Posted to users@kafka.apache.org by Mark <st...@gmail.com> on 2013/08/30 20:18:41 UTC

Kafka -> HDFS

What is the quickest and easiest way to write message from Kafka into HDFS? I've come across Camus but before we go the whole route of writing Avro messages we want to test plain old vanilla messages.

Thanks

Re: Kafka -> HDFS

Posted by Andrew Otto <ot...@wikimedia.org>.
Mark,

I had the same question!  Camus is super awesome, but doesn't have out of the box support for just writing Strings into HDFS.  I submitted this pull request to support that:

https://github.com/linkedin/camus/pull/28

You can clone this directly from the wikimedia branch of Camus:

https://github.com/wikimedia/camus/tree/wikimedia


On Aug 30, 2013, at 2:18 PM, Mark <st...@gmail.com> wrote:

> What is the quickest and easiest way to write message from Kafka into HDFS? I've come across Camus but before we go the whole route of writing Avro messages we want to test plain old vanilla messages.
> 
> Thanks


Re: Kafka -> HDFS

Posted by Jun Rao <ju...@gmail.com>.
You can take a look at the hadoop consumer under contrib.

Thanks,

Jun


On Fri, Aug 30, 2013 at 11:18 AM, Mark <st...@gmail.com> wrote:

> What is the quickest and easiest way to write message from Kafka into
> HDFS? I've come across Camus but before we go the whole route of writing
> Avro messages we want to test plain old vanilla messages.
>
> Thanks

Re: Kafka -> HDFS

Posted by Joe Stein <cr...@gmail.com>.
Can you elaborate on your use case a bit?

At what point would your business logic decide that the file is complete
(by time or other decision to cut a file as completed)?
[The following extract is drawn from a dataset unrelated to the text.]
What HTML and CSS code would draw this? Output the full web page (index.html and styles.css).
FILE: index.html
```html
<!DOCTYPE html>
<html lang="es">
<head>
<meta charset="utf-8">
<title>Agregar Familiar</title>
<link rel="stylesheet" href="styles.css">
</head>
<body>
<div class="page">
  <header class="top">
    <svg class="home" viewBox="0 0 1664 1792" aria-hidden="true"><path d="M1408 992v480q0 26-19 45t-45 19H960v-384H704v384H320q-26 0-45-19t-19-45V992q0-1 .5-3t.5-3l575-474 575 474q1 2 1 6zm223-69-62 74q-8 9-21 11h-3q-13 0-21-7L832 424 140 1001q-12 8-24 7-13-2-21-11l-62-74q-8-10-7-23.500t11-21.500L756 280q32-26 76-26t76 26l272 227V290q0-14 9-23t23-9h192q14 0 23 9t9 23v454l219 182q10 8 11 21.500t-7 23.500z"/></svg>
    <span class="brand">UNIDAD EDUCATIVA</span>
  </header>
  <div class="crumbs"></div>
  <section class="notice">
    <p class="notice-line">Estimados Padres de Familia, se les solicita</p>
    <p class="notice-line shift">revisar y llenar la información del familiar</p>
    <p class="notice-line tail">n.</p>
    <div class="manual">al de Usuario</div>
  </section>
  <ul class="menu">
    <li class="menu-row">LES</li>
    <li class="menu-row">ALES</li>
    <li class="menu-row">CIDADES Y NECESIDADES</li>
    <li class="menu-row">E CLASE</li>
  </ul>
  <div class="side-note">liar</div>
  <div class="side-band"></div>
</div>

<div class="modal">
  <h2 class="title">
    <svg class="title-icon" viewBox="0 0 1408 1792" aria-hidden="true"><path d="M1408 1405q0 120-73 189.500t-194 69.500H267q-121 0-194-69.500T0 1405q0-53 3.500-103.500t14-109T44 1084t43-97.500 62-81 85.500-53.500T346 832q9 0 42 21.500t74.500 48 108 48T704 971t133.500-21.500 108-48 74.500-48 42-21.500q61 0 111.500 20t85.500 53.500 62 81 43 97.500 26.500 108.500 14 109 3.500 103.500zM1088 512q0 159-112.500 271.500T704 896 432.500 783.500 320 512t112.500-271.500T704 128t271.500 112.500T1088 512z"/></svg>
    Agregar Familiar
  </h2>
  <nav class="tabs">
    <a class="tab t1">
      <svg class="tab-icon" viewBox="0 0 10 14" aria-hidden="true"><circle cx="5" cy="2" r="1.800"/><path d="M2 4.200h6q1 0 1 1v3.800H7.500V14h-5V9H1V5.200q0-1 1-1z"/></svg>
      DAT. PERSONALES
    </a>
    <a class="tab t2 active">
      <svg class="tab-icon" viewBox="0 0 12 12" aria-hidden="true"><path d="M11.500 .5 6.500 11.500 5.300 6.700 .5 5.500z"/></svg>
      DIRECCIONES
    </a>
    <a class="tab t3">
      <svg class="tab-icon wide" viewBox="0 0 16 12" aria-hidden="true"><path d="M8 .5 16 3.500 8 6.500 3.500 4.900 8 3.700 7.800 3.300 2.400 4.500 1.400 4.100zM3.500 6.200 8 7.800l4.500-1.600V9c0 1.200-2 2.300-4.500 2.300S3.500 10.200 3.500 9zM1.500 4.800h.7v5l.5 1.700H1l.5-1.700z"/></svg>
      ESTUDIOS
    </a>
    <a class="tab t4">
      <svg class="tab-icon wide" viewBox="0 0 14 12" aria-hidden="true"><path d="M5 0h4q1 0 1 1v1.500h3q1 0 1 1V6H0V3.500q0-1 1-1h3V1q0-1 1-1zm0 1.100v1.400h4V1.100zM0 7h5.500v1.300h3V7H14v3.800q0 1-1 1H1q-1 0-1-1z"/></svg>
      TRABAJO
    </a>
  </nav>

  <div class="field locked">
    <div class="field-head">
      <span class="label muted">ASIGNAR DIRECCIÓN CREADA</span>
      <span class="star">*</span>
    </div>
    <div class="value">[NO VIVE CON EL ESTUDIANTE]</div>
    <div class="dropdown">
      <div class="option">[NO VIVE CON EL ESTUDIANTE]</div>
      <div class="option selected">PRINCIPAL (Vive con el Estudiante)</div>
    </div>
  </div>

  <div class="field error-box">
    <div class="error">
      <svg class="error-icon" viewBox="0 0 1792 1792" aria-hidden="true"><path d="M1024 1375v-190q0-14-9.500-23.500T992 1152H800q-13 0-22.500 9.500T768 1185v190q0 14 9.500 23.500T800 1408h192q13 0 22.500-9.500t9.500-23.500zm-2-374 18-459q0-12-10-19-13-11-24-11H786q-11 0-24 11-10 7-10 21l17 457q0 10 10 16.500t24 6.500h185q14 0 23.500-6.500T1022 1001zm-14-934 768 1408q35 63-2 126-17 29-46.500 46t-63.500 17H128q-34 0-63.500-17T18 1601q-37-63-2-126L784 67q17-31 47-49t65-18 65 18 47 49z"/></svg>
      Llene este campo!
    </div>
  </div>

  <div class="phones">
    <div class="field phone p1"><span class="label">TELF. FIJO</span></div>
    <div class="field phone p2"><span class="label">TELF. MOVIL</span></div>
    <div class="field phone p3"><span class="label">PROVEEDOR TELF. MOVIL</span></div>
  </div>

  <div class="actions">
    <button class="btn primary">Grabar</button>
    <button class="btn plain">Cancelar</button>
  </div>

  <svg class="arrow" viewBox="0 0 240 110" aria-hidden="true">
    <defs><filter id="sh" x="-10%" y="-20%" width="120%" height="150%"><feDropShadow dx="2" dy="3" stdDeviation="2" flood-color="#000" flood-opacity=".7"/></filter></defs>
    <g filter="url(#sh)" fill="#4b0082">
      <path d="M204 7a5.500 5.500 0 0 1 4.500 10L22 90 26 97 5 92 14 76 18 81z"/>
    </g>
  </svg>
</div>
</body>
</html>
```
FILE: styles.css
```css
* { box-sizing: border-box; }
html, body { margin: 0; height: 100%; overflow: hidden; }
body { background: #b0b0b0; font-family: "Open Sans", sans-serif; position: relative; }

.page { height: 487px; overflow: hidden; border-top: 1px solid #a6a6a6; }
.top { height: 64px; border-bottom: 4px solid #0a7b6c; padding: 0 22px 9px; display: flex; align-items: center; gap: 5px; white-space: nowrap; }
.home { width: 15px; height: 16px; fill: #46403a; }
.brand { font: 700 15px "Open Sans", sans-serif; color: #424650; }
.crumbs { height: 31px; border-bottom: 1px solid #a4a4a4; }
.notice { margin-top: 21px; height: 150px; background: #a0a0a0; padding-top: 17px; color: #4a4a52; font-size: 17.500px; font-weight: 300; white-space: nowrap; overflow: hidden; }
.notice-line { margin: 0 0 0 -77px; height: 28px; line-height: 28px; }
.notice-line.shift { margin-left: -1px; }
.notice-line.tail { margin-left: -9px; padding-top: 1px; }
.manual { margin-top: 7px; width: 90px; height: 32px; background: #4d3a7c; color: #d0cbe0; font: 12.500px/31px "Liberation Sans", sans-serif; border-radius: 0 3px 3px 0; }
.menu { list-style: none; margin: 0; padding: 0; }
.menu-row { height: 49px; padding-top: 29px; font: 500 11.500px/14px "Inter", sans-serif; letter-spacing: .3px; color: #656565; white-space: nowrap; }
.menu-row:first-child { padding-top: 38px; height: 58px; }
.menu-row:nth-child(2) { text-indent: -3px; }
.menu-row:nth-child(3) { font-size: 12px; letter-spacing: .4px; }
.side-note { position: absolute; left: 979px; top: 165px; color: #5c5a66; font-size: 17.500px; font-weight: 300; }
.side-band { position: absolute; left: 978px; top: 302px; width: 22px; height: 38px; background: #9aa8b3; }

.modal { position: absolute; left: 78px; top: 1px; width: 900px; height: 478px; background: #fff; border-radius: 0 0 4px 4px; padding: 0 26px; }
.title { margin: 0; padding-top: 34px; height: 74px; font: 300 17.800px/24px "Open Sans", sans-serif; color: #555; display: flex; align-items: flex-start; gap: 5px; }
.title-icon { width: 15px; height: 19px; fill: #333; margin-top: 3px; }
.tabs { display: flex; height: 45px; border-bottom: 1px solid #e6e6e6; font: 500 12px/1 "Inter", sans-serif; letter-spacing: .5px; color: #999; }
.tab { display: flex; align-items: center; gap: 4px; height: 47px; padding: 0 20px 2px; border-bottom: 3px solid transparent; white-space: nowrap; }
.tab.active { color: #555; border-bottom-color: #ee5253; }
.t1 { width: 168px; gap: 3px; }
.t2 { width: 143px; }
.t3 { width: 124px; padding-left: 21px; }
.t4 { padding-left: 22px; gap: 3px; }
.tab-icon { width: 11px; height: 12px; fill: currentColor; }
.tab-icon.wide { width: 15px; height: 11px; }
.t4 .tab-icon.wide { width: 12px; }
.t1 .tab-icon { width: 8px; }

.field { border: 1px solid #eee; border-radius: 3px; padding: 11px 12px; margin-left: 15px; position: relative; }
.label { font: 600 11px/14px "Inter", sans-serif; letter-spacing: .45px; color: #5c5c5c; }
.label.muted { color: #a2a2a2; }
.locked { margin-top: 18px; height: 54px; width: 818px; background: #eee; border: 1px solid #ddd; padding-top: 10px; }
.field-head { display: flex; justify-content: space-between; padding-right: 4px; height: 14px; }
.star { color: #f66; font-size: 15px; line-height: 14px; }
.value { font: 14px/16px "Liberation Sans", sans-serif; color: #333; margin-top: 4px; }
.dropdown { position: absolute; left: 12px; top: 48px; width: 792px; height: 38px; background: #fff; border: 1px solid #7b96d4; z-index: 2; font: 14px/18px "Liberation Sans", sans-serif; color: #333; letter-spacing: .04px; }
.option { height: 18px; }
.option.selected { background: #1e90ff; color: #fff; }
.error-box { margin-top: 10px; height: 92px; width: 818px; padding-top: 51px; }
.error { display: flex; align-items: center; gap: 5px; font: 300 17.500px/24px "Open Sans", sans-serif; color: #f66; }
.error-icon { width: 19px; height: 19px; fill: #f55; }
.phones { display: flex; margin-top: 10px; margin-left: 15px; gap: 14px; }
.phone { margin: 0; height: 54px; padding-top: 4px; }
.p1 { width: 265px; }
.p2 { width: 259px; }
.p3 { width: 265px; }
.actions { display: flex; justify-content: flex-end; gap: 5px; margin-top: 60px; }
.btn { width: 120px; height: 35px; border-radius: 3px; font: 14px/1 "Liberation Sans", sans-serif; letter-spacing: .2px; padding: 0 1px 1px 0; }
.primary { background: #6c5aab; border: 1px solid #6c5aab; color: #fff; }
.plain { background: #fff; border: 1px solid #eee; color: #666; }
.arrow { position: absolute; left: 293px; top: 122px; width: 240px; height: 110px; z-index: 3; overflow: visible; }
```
And then when do
you batch process from what the stream has pilled up for you ?

Writing to HDFS http://wiki.apache.org/hadoop/HadoopDfsReadWriteExample is
pretty straight forward and doing so in a consumer is not a lot of fuss

Whether you need more layers and overhead all gets back to what you are
trying to accomplish and such :)  You might need to use Zookeeper or
something to coordinate what to run the batch process (depending on how you
kick this off) so you know what is going on in the Consumers is completed
in the other system.

On Fri, Aug 30, 2013 at 2:18 PM, Mark <st...@gmail.com> wrote:

> What is the quickest and easiest way to write message from Kafka into
> HDFS? I've come across Camus but before we go the whole route of writing
> Avro messages we want to test plain old vanilla messages.
>
> Thanks